§ **Given instruction**
Select lines where the word "Write" appears.

Web page code records
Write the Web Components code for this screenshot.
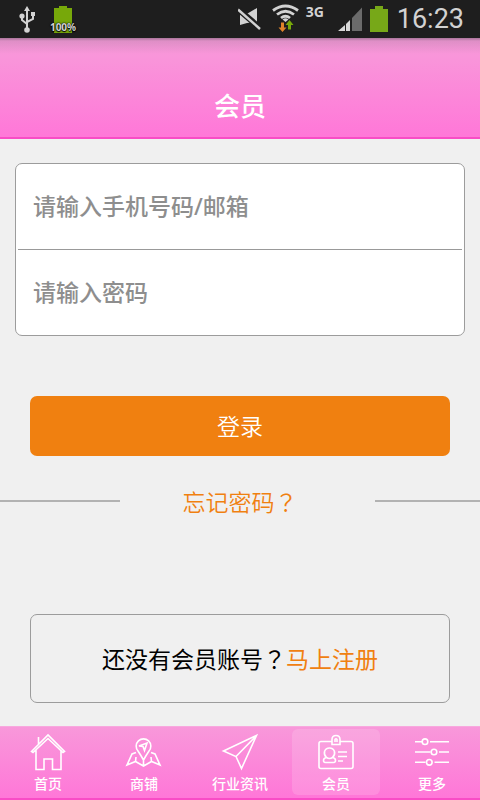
<!DOCTYPE html>
<html lang="zh-CN">
<head>
<meta charset="utf-8">
<meta name="viewport" content="width=device-width, initial-scale=1">
<title>会员</title>
<style>
  html, body { margin: 0; background: #f0f0f0; }
  body { font-family: "Noto Sans CJK SC", "Noto Sans", sans-serif; color: #000; }
</style>
</head>
<body>
<member-app></member-app>
<script>
const define = (name, html, setup) => {
  const template = document.createElement('template');
  template.innerHTML = html;
  customElements.define(name, class extends HTMLElement {
    connectedCallback() {
      if (this.shadowRoot) return;
      const root = this.attachShadow({ mode: 'open' });
      root.append(template.content.cloneNode(true));
      if (setup) setup(this, root);
    }
  });
};

define('status-bar', `
<style>
  :host { display: flex; height: 38px; box-sizing: border-box; padding: 0 16px 0 18px; background: #1e1e1e; color: #d2d2d2; }
  svg { display: block; flex: none; }
  .spacer { flex: 1; }
  .charge { position: relative; margin-left: 13px; }
  .charge span { position: absolute; left: 50%; top: 20px; transform: translateX(-50%); font: bold 10px/14px "Noto Sans", sans-serif; text-shadow: 0 0 2px #000, 0 0 1px #000, 0 1px 1px #000; }
  .wifi { margin-left: 9px; }
  .net { font: bold 14px/24px "Noto Sans", sans-serif; width: 32px; margin-left: 6px; }
  time { font: 27px/38px Roboto, sans-serif; margin-left: 8px; }
  .cell { margin-left: 7px; }
</style>
<svg width="18" height="38" fill="none" stroke="#d2d2d2" stroke-width="2"><path d="M9 29V10M9 24L4 20V15M9 22L15 19V15"/><path d="M9 6L12 11H6Z" fill="#d2d2d2" stroke="none"/><g fill="#d2d2d2" stroke="none"><circle cx="9" cy="30" r="2.8"/><circle cx="4" cy="16" r="2.6"/><path d="M13 12h4v4h-4z"/></g></svg>
<div class="charge"><svg width="28" height="38" fill="#77a80a"><path d="M5 8h5V6h8v2h5v25H5z"/></svg><span>100%</span></div>
<div class="spacer"></div>
<svg width="25" height="38"><path d="M2 15h5l12-7v17l-5-2.500-5 .5-7 2z" fill="#d2d2d2"/><path d="M1 10l21 18" stroke="#1e1e1e" stroke-width="6"/><path d="M0 9.500L22 29" stroke="#d2d2d2" stroke-width="2.500"/></svg>
<svg class="wifi" width="28" height="38"><g fill="none" stroke="#d2d2d2" stroke-width="2.800"><path d="M1 10.500Q13.500 1.500 26 10.500M5 14.500Q13.500 8 22 14.500M9 18Q13.500 14.500 18 18"/></g><path d="M10.500 19.500Q13.500 17 16.500 19.500L13.500 22Z" fill="#d2d2d2"/><path d="M9 22.500h3v5h2.500l-4 4.500-4-4.500H9z" fill="#e0832a"/><path d="M16 29.500h3V25h2.500l-4-5-4 5H16z" fill="#77a80a"/></svg>
<div class="net">3G</div>
<svg width="25" height="38"><path d="M0 31L7 25v6z M8 24l4-4v11H8z" fill="#d8d8d8"/><path d="M14 18l10-10.500V31H14z" fill="#6b6b6b"/></svg>
<svg class="cell" width="19" height="38" fill="#77a818"><path d="M0 9h5V6h8v3h5v23H0z"/></svg>
<time>16:23</time>
`);

define('title-bar', `
<style>
  :host { display: flex; flex-direction: column; align-items: center; box-sizing: border-box; padding: 48px 0 14px; border-bottom: 2px solid #f94cc6;
    background: linear-gradient(rgba(90,80,90,.5), rgba(120,100,120,.2) 3px, rgba(120,100,120,0) 16px), linear-gradient(#f89ada, #f995da 20%, #ff77d8); }
  h1 { margin: 0; color: #fff; font-size: 26px; line-height: 37px; font-weight: 500; }
</style>
<h1><slot></slot></h1>
`);

define('form-field', `
<style>
  :host { display: block; }
  input { display: block; box-sizing: border-box; width: 100%; height: 85px; padding: 0 17px 2px; border: 0; outline: 0; background: none; font-family: "Noto Sans", "Noto Sans CJK SC", sans-serif; font-size: 23px; font-weight: 500; color: #222; }
  input::placeholder { color: #8e8e8e; opacity: 1; }
</style>
<input>
`, (host, root) => {
  const input = root.querySelector('input');
  input.type = host.getAttribute('type') || 'text';
  input.placeholder = host.getAttribute('label');
  input.setAttribute('aria-label', host.getAttribute('label'));
});

define('login-form', `
<style>
  :host { display: block; }
  form { display: flex; flex-direction: column; gap: 60px; }
  .fields { margin: 0 15px; border: 1px solid #9c9c9c; border-radius: 7px; background: #fff; }
  .rule { height: 1px; margin: 0 2px; background: #999; }
  button { height: 60px; margin: 0 30px; padding: 0 0 2px; border: 0; border-radius: 7px; background: #f08010; color: #fff; font: 23px/58px "Noto Sans CJK SC", sans-serif; font-weight: 350; }
</style>
<form>
  <div class="fields">
    <form-field label="请输入手机号码/邮箱"></form-field>
    <div class="rule"></div>
    <form-field label="请输入密码" type="password"></form-field>
  </div>
  <button type="button">登录</button>
</form>
`);

define('forgot-row', `
<style>
  :host { display: flex; align-items: center; margin-top: 30px; }
  i { flex: 0 0 25%; height: 2px; background: #b2b2b2; }
  a { flex: 1; text-align: center; color: #f08010; text-decoration: none; font-size: 23px; line-height: 30px; font-weight: 350; }
  i:last-child { flex-basis: 105px; margin-left: 15px; }
  .q { font-family: "Noto Sans CJK TC", sans-serif; }
</style>
<i></i><a href="#forgot">忘记密码<span class="q" lang="zh-TW">？</span></a><i></i>
`);

define('register-box', `
<style>
  :host { display: block; margin: 98px 30px 23px; border: 1px solid #9c9c9c; border-radius: 7px; padding: 26px 0 27px; text-align: center; font-size: 23px; line-height: 34px; }
  a { color: #f08010; text-decoration: none; }
  .q { font-family: "Noto Sans CJK TC", sans-serif; }
</style>
还没有会员账号<span class="q" lang="zh-TW">？</span><a href="#register">马上注册</a>
`);

define('tab-item', `
<style>
  :host { display: flex; flex: 1; justify-content: center; }
  a { display: flex; flex-direction: column; align-items: center; gap: 2px; width: 88px; padding: 3px 0; border-radius: 6px; color: #fff; text-decoration: none; font-size: 14px; line-height: 18px; font-weight: 500; }
  :host([selected]) a { background: rgba(255,255,255,.15); }
  ::slotted(svg) { display: block; width: 40px; height: 40px; fill: none; stroke: #fff; stroke-width: 1.600; }
</style>
<a><slot name="icon"></slot><span><slot></slot></span></a>
`, (host, root) => {
  const a = root.querySelector('a');
  a.href = host.getAttribute('href');
  if (host.hasAttribute('selected')) a.setAttribute('aria-current', 'page');
});

define('tab-bar', `
<style>
  :host { display: block; }
  nav { display: flex; padding: 2px 0 3px; border-top: 1px solid #f8a8de; border-bottom: 2px solid #f94cc6; background: linear-gradient(#f898da, #ff77d8); }
</style>
<nav>
  <tab-item href="#home"><svg slot="icon" viewBox="0 0 40 40"><path d="M3.500 19.500L20 3L36.500 19.500L35 20.500L20 6.500L5 20.500ZM10.500 12V5M8 18V37.500H16V27H24.500V37.500H33V18"/></svg>首页</tab-item>
  <tab-item href="#shops"><svg slot="icon" viewBox="0 0 40 40"><path d="M19.500 28Q17 23.500 14 19A7.300 7.300 0 1 1 25 19Q22 23.500 19.500 28ZM12 20.500L8 22L3 33L11.500 29.500L19.500 34L27.500 29.500L36 33L31 22L27 20.500M12 25L11.500 29.500M27 25L27.500 29.500M19.500 28V34"/><path d="M15 14L23 11L20.500 18.500L19 14.500Z"/></svg>商铺</tab-item>
  <tab-item href="#news"><svg slot="icon" viewBox="0 0 40 40"><path d="M3.500 19L36.500 3.500L21.500 36.500L16 24.500ZM16 24.500L36.500 3.500"/></svg>行业资讯</tab-item>
  <tab-item href="#member" selected><svg slot="icon" viewBox="0 0 40 40"><path d="M16 9.500H5Q3 9.500 3 11.500V34.500Q3 36.500 5 36.500H35Q37 36.500 37 34.500V11.500Q37 9.500 35 9.500H24M16 12.500V7.500Q16 3.500 20 3.500T24 7.500V12.500ZM19 10V7.500Q20 6 21 7.500V10"/><path d="M10.500 25.500C6.500 21.500 8.500 16 13.500 16S20.500 21.500 16.500 25.500Q19.500 26 19.500 28.500Q19.500 30.500 17.500 30.500H9.500Q7.500 30.500 7.500 28.500Q7.500 26 10.500 25.500Q13.500 27.500 16.500 25.500M22 20H31M22 24.500H31M22 29H27"/></svg>会员</tab-item>
  <tab-item href="#more"><svg slot="icon" viewBox="0 0 40 40"><path d="M3 9.700H10M18 9.700H37M3 20H18.500M27 20H37M3 30.300H13.500M22.500 30.300H37"/><circle cx="13" cy="9.700" r="2.800"/><circle cx="22" cy="20" r="2.800"/><circle cx="17.300" cy="30.300" r="2.800"/></svg>更多</tab-item>
</nav>
`);

define('member-app', `
<style>
  :host { display: flex; flex-direction: column; min-height: 100vh; }
  main { flex: 1; padding-top: 24px; }
</style>
<status-bar></status-bar>
<title-bar>会员</title-bar>
<main>
  <login-form></login-form>
  <forgot-row></forgot-row>
  <register-box></register-box>
</main>
<tab-bar></tab-bar>
`);
</script>
</body>
</html>
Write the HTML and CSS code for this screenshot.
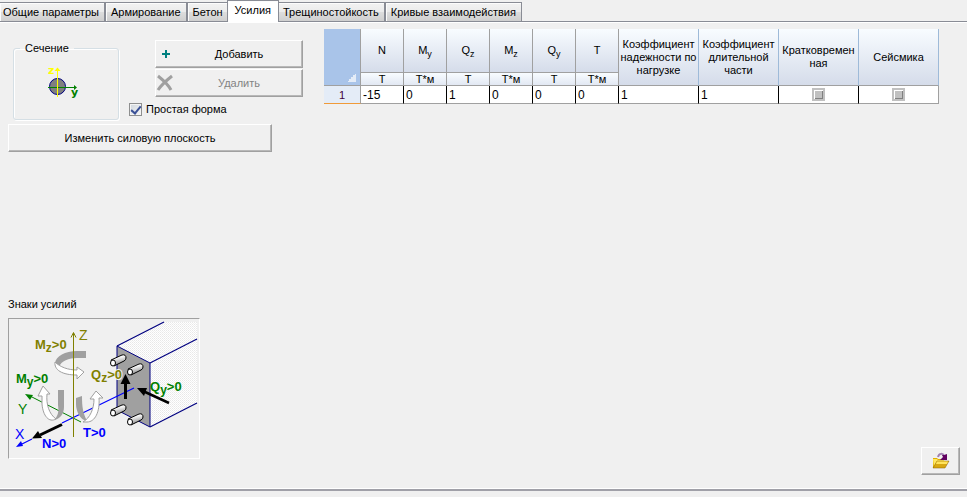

§ **Answer to this task**
Write the Web Components code for this screenshot.
Write the HTML and CSS code for this screenshot.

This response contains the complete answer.